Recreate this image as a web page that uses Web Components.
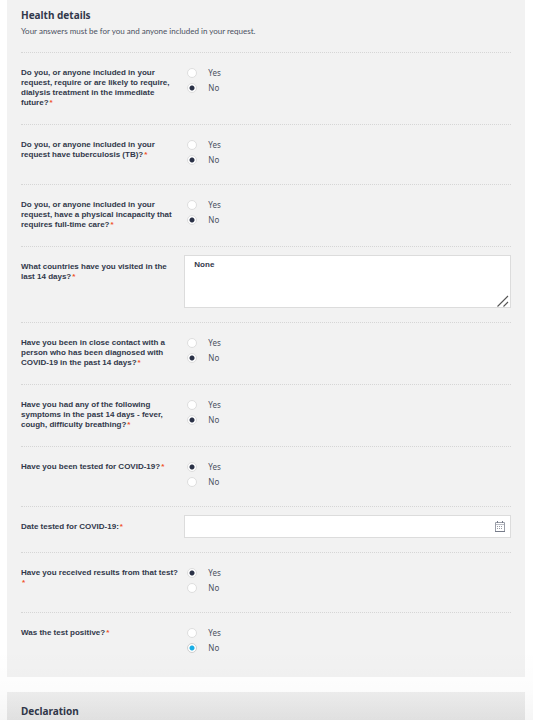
<!DOCTYPE html>
<html lang="en">
<head>
<meta charset="utf-8">
<meta name="viewport" content="width=device-width, initial-scale=1">
<title>Health details</title>
<style>
  body { margin: 0; background: #fff; color: #31384a; font-family: "Liberation Sans", Arial, sans-serif; }
</style>
</head>
<body>
<health-form></health-form>

<template id="form-tpl">
  <style>
    :host { display: block; position: relative; height: 100vh; overflow: hidden; padding: 0 8px 0 7px; box-sizing: border-box; }
    .shade { position: absolute; left: 0; right: 0; bottom: 0; height: 72px; pointer-events: none; background: linear-gradient(rgba(0,0,0,0), rgba(0,0,0,.01) 40px, rgba(0,0,0,.04)); }
  </style>
  <form-card heading="Health details">
    <span slot="intro">Your answers must be for you and anyone included in your request.</span>
    <radio-question value="No">Do you, or anyone included in your request, require or are likely to require, dialysis treatment in the immediate future?</radio-question>
    <radio-question value="No">Do you, or anyone included in your request have tuberculosis (TB)?</radio-question>
    <radio-question value="No">Do you, or anyone included in your request, have a physical incapacity that requires full-time care?</radio-question>
    <text-question value="None">What countries have you visited in the last 14 days?</text-question>
    <radio-question value="No">Have you been in close contact with a person who has been diagnosed with COVID-19 in the past 14 days?</radio-question>
    <radio-question value="No">Have you had any of the following symptoms in the past 14 days - fever, cough, difficulty breathing?</radio-question>
    <radio-question value="Yes">Have you been tested for COVID-19?</radio-question>
    <date-question>Date tested for COVID-19:</date-question>
    <radio-question value="Yes">Have you received results from that test?</radio-question>
    <radio-question value="No" active class="last">Was the test positive?</radio-question>
  </form-card>
  <form-card heading="Declaration" class="next"></form-card>
  <div class="shade"></div>
</template>

<template id="card-tpl">
  <style>
    :host { display: block; background: #f2f2f2; padding: 9px 14px 5px; margin-bottom: 15px; }
    :host(.next) { background: linear-gradient(#efefef, #e8e8e8 32px); padding: 13px 14px 32px; }
    h2 { margin: 0; font-family: "Noto Sans", sans-serif; font-size: 10px; line-height: 13px; font-weight: 700; }
    p { margin: 0; font-family: Lato, sans-serif; font-size: 8px; line-height: 12px; padding: 3px 0 15px; color: #4a5161; border-bottom: 1px dotted #d6d6d6; }
  </style>
  <h2></h2>
  <p><slot name="intro"></slot></p>
  <slot></slot>
</template>

<script>
  const fromTemplate = (host, id) => {
    const root = host.attachShadow({ mode: 'open' });
    root.append(document.getElementById(id).content.cloneNode(true));
    return root;
  };

  const rowStyle = `
    :host { display: grid; grid-template-columns: minmax(0, 1fr) minmax(0, 2fr); padding: 15px 0 16px; border-bottom: 1px dotted #d6d6d6; }
    :host(.last) { border-bottom: 0; }
    :host(text-question), :host(date-question) { padding: 8px 0 14px; }
    .q { font-size: 8px; line-height: 10px; font-weight: 700; padding-right: 5px; }
    .req { margin-left: 1px; color: #f0532d; }
    .field { position: relative; display: flex; }
    .field svg { position: absolute; pointer-events: none; }
    input, textarea { font: inherit; color: inherit; box-sizing: border-box; margin: 0; }
    .box { width: 100%; background: #fff; border: 1px solid #dcdcdc; border-radius: 0; padding: 3px 9px; outline: 0;
           font-size: 8px; line-height: 12px; font-weight: 700; resize: none; display: block; }
  `;

  let count = 0;

  customElements.define('radio-question', class extends HTMLElement {
    connectedCallback() {
      const id = 'q' + (++count);
      const option = v => `<label><input type="radio" name="${id}" value="${v}"${this.getAttribute('value') === v ? ' checked' : ''}>${v}</label>`;
      this.attachShadow({ mode: 'open' }).innerHTML = `<style>${rowStyle}
        .options { display: grid; gap: 5px; align-content: start; justify-items: start; padding: 0 0 3px 3px; }
        .options label { display: flex; align-items: center; gap: 11px; height: 10px; font-family: "Noto Sans", sans-serif; font-size: 8px; line-height: 10px; color: #4a5161; }
        input { appearance: none; width: 10px; height: 10px; border: 1px solid #dedede; border-radius: 50%; background: #fff; }
        input:checked { background: radial-gradient(circle, #2b3247 0 2px, #fff 3px); }
        :host([active]) input:checked { border-color: #cfcfcf; background: radial-gradient(circle, #1aaee5 0 2px, #fff 3px); }
      </style>
      <div class="q" id="${id}"><slot></slot><wbr><span class="req">*</span></div>
      <div class="options" role="radiogroup" aria-labelledby="${id}">${option('Yes')}${option('No')}</div>`;
    }
  });

  customElements.define('text-question', class extends HTMLElement {
    connectedCallback() {
      this.attachShadow({ mode: 'open' }).innerHTML = `<style>${rowStyle}
        .q { padding-top: 7px; }
        .box { height: 53px; }
        svg { right: 2px; bottom: 1px; }
      </style>
      <label class="q" for="t"><slot></slot><wbr><span class="req">*</span></label>
      <div class="field"><textarea class="box" id="t"></textarea>
        <svg width="12" height="12" viewBox="0 0 12 12" fill="none" stroke="#555" stroke-width="1.1"><path d="M.5 11.5 11 1M6.500 11.500 11 7"/></svg>
      </div>`;
      this.shadowRoot.querySelector('textarea').value = this.getAttribute('value');
    }
  });

  customElements.define('date-question', class extends HTMLElement {
    connectedCallback() {
      this.attachShadow({ mode: 'open' }).innerHTML = `<style>${rowStyle}
        .q { padding-top: 7px; }
        .box { height: 23px; }
        svg { right: 6px; top: 6px; }
      </style>
      <label class="q" for="d"><slot></slot><wbr><span class="req">*</span></label>
      <div class="field"><input class="box" id="d" type="text">
        <svg width="10" height="11" viewBox="0 0 10 11" fill="none" stroke="#9a9ea8"><path d="M.5 1.500h9v9h-9z"/><path d="M0 10.500h10M2.500 0v2M7.500 0v2" stroke="#777c8a"/><path d="M1 3.500h8" stroke="#b9bcc4"/><path d="M2 5.500h6M2 7.500h6" stroke-dasharray="1 1"/></svg>
      </div>`;
    }
  });

  customElements.define('form-card', class extends HTMLElement {
    connectedCallback() {
      const root = fromTemplate(this, 'card-tpl');
      root.querySelector('h2').textContent = this.getAttribute('heading');
      if (!this.querySelector('[slot=intro]')) root.querySelector('p').remove();
    }
  });

  customElements.define('health-form', class extends HTMLElement {
    connectedCallback() { fromTemplate(this, 'form-tpl'); }
  });
</script>
</body>
</html>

•••

- What to produce
Omit the pictures and reproduce the listing exactly.

- Solution below
Recreate this image as a web page that uses Web Components.
<!DOCTYPE html>
<html lang="en">
<head>
<meta charset="utf-8">
<meta name="viewport" content="width=device-width, initial-scale=1">
<title>Health details</title>
<style>
  body { margin: 0; background: #fff; color: #31384a; font-family: "Liberation Sans", Arial, sans-serif; }
</style>
</head>
<body>
<health-form></health-form>

<template id="form-tpl">
  <style>
    :host { display: block; position: relative; height: 100vh; overflow: hidden; padding: 0 8px 0 7px; box-sizing: border-box; }
    .shade { position: absolute; left: 0; right: 0; bottom: 0; height: 72px; pointer-events: none; background: linear-gradient(rgba(0,0,0,0), rgba(0,0,0,.01) 40px, rgba(0,0,0,.04)); }
  </style>
  <form-card heading="Health details">
    <span slot="intro">Your answers must be for you and anyone included in your request.</span>
    <radio-question value="No">Do you, or anyone included in your request, require or are likely to require, dialysis treatment in the immediate future?</radio-question>
    <radio-question value="No">Do you, or anyone included in your request have tuberculosis (TB)?</radio-question>
    <radio-question value="No">Do you, or anyone included in your request, have a physical incapacity that requires full-time care?</radio-question>
    <text-question value="None">What countries have you visited in the last 14 days?</text-question>
    <radio-question value="No">Have you been in close contact with a person who has been diagnosed with COVID-19 in the past 14 days?</radio-question>
    <radio-question value="No">Have you had any of the following symptoms in the past 14 days - fever, cough, difficulty breathing?</radio-question>
    <radio-question value="Yes">Have you been tested for COVID-19?</radio-question>
    <date-question>Date tested for COVID-19:</date-question>
    <radio-question value="Yes">Have you received results from that test?</radio-question>
    <radio-question value="No" active class="last">Was the test positive?</radio-question>
  </form-card>
  <form-card heading="Declaration" class="next"></form-card>
  <div class="shade"></div>
</template>

<template id="card-tpl">
  <style>
    :host { display: block; background: #f2f2f2; padding: 9px 14px 5px; margin-bottom: 15px; }
    :host(.next) { background: linear-gradient(#efefef, #e8e8e8 32px); padding: 13px 14px 32px; }
    h2 { margin: 0; font-family: "Noto Sans", sans-serif; font-size: 10px; line-height: 13px; font-weight: 700; }
    p { margin: 0; font-family: Lato, sans-serif; font-size: 8px; line-height: 12px; padding: 3px 0 15px; color: #4a5161; border-bottom: 1px dotted #d6d6d6; }
  </style>
  <h2></h2>
  <p><slot name="intro"></slot></p>
  <slot></slot>
</template>

<script>
  const fromTemplate = (host, id) => {
    const root = host.attachShadow({ mode: 'open' });
    root.append(document.getElementById(id).content.cloneNode(true));
    return root;
  };

  const rowStyle = `
    :host { display: grid; grid-template-columns: minmax(0, 1fr) minmax(0, 2fr); padding: 15px 0 16px; border-bottom: 1px dotted #d6d6d6; }
    :host(.last) { border-bottom: 0; }
    :host(text-question), :host(date-question) { padding: 8px 0 14px; }
    .q { font-size: 8px; line-height: 10px; font-weight: 700; padding-right: 5px; }
    .req { margin-left: 1px; color: #f0532d; }
    .field { position: relative; display: flex; }
    .field svg { position: absolute; pointer-events: none; }
    input, textarea { font: inherit; color: inherit; box-sizing: border-box; margin: 0; }
    .box { width: 100%; background: #fff; border: 1px solid #dcdcdc; border-radius: 0; padding: 3px 9px; outline: 0;
           font-size: 8px; line-height: 12px; font-weight: 700; resize: none; display: block; }
  `;

  let count = 0;

  customElements.define('radio-question', class extends HTMLElement {
    connectedCallback() {
      const id = 'q' + (++count);
      const option = v => `<label><input type="radio" name="${id}" value="${v}"${this.getAttribute('value') === v ? ' checked' : ''}>${v}</label>`;
      this.attachShadow({ mode: 'open' }).innerHTML = `<style>${rowStyle}
        .options { display: grid; gap: 5px; align-content: start; justify-items: start; padding: 0 0 3px 3px; }
        .options label { display: flex; align-items: center; gap: 11px; height: 10px; font-family: "Noto Sans", sans-serif; font-size: 8px; line-height: 10px; color: #4a5161; }
        input { appearance: none; width: 10px; height: 10px; border: 1px solid #dedede; border-radius: 50%; background: #fff; }
        input:checked { background: radial-gradient(circle, #2b3247 0 2px, #fff 3px); }
        :host([active]) input:checked { border-color: #cfcfcf; background: radial-gradient(circle, #1aaee5 0 2px, #fff 3px); }
      </style>
      <div class="q" id="${id}"><slot></slot><wbr><span class="req">*</span></div>
      <div class="options" role="radiogroup" aria-labelledby="${id}">${option('Yes')}${option('No')}</div>`;
    }
  });

  customElements.define('text-question', class extends HTMLElement {
    connectedCallback() {
      this.attachShadow({ mode: 'open' }).innerHTML = `<style>${rowStyle}
        .q { padding-top: 7px; }
        .box { height: 53px; }
        svg { right: 2px; bottom: 1px; }
      </style>
      <label class="q" for="t"><slot></slot><wbr><span class="req">*</span></label>
      <div class="field"><textarea class="box" id="t"></textarea>
        <svg width="12" height="12" viewBox="0 0 12 12" fill="none" stroke="#555" stroke-width="1.1"><path d="M.5 11.5 11 1M6.500 11.500 11 7"/></svg>
      </div>`;
      this.shadowRoot.querySelector('textarea').value = this.getAttribute('value');
    }
  });

  customElements.define('date-question', class extends HTMLElement {
    connectedCallback() {
      this.attachShadow({ mode: 'open' }).innerHTML = `<style>${rowStyle}
        .q { padding-top: 7px; }
        .box { height: 23px; }
        svg { right: 6px; top: 6px; }
      </style>
      <label class="q" for="d"><slot></slot><wbr><span class="req">*</span></label>
      <div class="field"><input class="box" id="d" type="text">
        <svg width="10" height="11" viewBox="0 0 10 11" fill="none" stroke="#9a9ea8"><path d="M.5 1.500h9v9h-9z"/><path d="M0 10.500h10M2.500 0v2M7.500 0v2" stroke="#777c8a"/><path d="M1 3.500h8" stroke="#b9bcc4"/><path d="M2 5.500h6M2 7.500h6" stroke-dasharray="1 1"/></svg>
      </div>`;
    }
  });

  customElements.define('form-card', class extends HTMLElement {
    connectedCallback() {
      const root = fromTemplate(this, 'card-tpl');
      root.querySelector('h2').textContent = this.getAttribute('heading');
      if (!this.querySelector('[slot=intro]')) root.querySelector('p').remove();
    }
  });

  customElements.define('health-form', class extends HTMLElement {
    connectedCallback() { fromTemplate(this, 'form-tpl'); }
  });
</script>
</body>
</html>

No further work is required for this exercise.